Other components might be straightforward to update. In those cases you can use a newer version of .NET with a base image which is cross-platform:
FROM mcr.microsoft.com/dotnet/aspnet:5.0
COPY build/ /app
ENTRYPOINT ["dotnet", "/app/api.dll"]
That image can be built to run in Linux on an efficient Arm CPU, which is becoming a low-cost option on many clouds. You can deploy a production platform with hybrid OS and CPU support and run all your components in containers:
Yes, for real! Legacy Windows apps run on the Windows servers, Linux apps which need maximum CPU power run on the Intel servers, and Linux apps that need the scale but not the compute to run on the Arm servers. All in containers with the same build, deploy and management process.

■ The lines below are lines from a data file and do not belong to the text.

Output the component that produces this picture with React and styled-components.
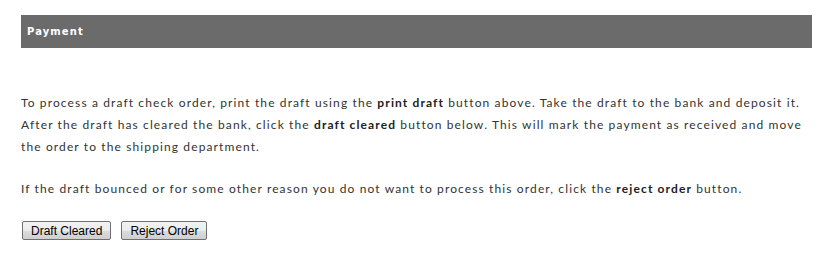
import styled, { createGlobalStyle } from "styled-components";

const GlobalStyle = createGlobalStyle`
  body {
    margin: 0;
    background: #fff;
  }
`;

const Page = styled.div`
  padding: 15px 15px 0 21px;
  font-family: Lato, "Open Sans", sans-serif;
`;

const Header = styled.div`
  background: #6b6b6b;
  height: 33px;
  display: flex;
  align-items: center;
  padding-left: 6px;
  color: #fff;
  font-family: "DejaVu Sans", Verdana, sans-serif;
  font-size: 10px;
  font-weight: bold;
  letter-spacing: 1.1px;
`;

const Body = styled.div`
  padding-top: 44px;
`;

const Para = styled.p`
  margin: 0 0 20px;
  font-size: 12px;
  line-height: 22px;
  letter-spacing: 1.12px;
  color: #333;

  b {
    font-weight: bold;
    color: #222;
  }
`;

const Actions = styled.div`
  display: flex;
  gap: 10px;
  padding: 1px 0 0 1px;
`;

const Button = styled.button`
  font-family: Arial, "Liberation Sans", sans-serif;
  font-size: 12px;
  height: 19px;
  padding: 0 8px;
  border: 1px solid #707070;
  border-radius: 2px;
  color: #000;
  background: linear-gradient(#f2f2f2 0%, #ebebeb 50%, #dddddd 51%, #cfcfcf 100%);
  cursor: pointer;
`;

export default function App() {
  return (
    <>
      <GlobalStyle />
      <Page>
        <Header>Payment</Header>
        <Body>
          <Para>
            To process a draft check order, print the draft using the <b>print draft</b> button above. Take the draft to
            the bank and deposit it. After the draft has cleared the bank, click the <b>draft cleared</b> button below.
            This will mark the payment as received and move the order to the shipping department.
          </Para>
          <Para>
            If the draft bounced or for some other reason you do not want to process this order, click the{" "}
            <b>reject order</b> button.
          </Para>
          <Actions>
            <Button>Draft Cleared</Button>
            <Button>Reject Order</Button>
          </Actions>
        </Body>
      </Page>
    </>
  );
}
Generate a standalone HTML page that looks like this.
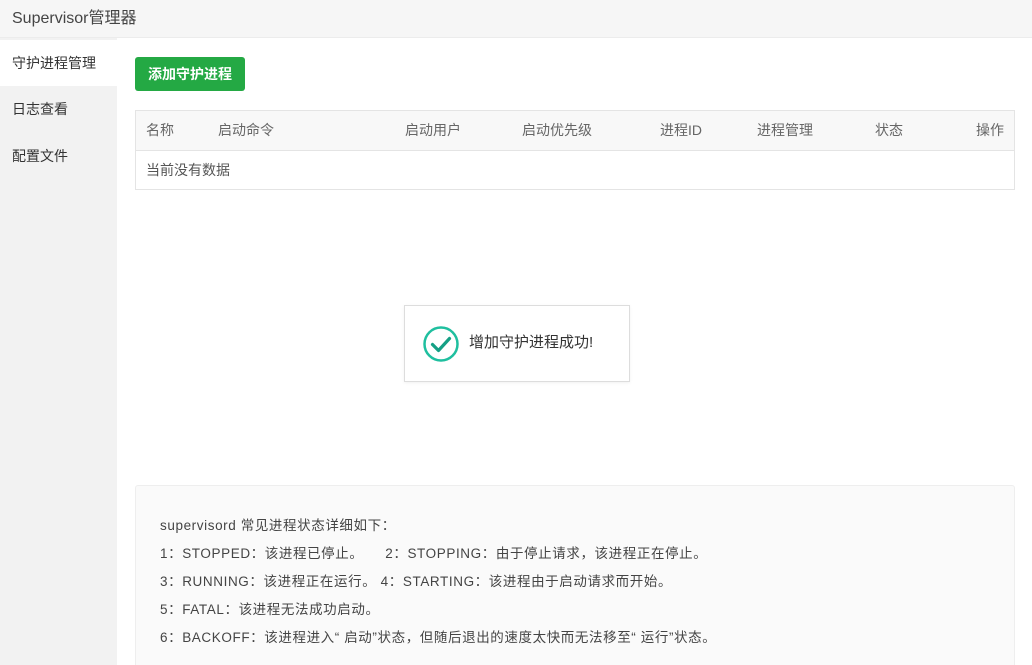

The path to the cloud—any cloud
It takes some investment to migrate your applications to containers, but it’s a well-established path and you’ll find lots of guidance in the Pluralsight library to help you.
Docker may feel like a new technology, but it’s matured at an incredible pace since the first release in 2014. The Cloud Native Computing Foundation (the open source foundation behind Docker’s container runtime and Kubernetes) found in their latest survey that the use of containers in production has increased 300 percent since 2016.
All the major clouds provide a managed container service, where you can spin up containers from Docker images without worrying about any servers. Every cloud also has a managed Kubernetes service. Kubernetes is a platform for running containers, and it’s pretty much the industry standard for production deployments. Kubernetes on Azure is the same as Kubernetes on AWS and Kubernetes on GCP. Once you have your apps packaged into Docker images and modelled with the Kubernetes API, you can deploy them to any cloud—or in the datacenter.
For all these reasons, containers have become a very attractive proposition for lots of organizations. The ability to centralize on one technology platform to run all of your applications—with a consistent dev and ops experience for them all—is one of the driving forces behind the huge adoption of Docker and Kubernetes.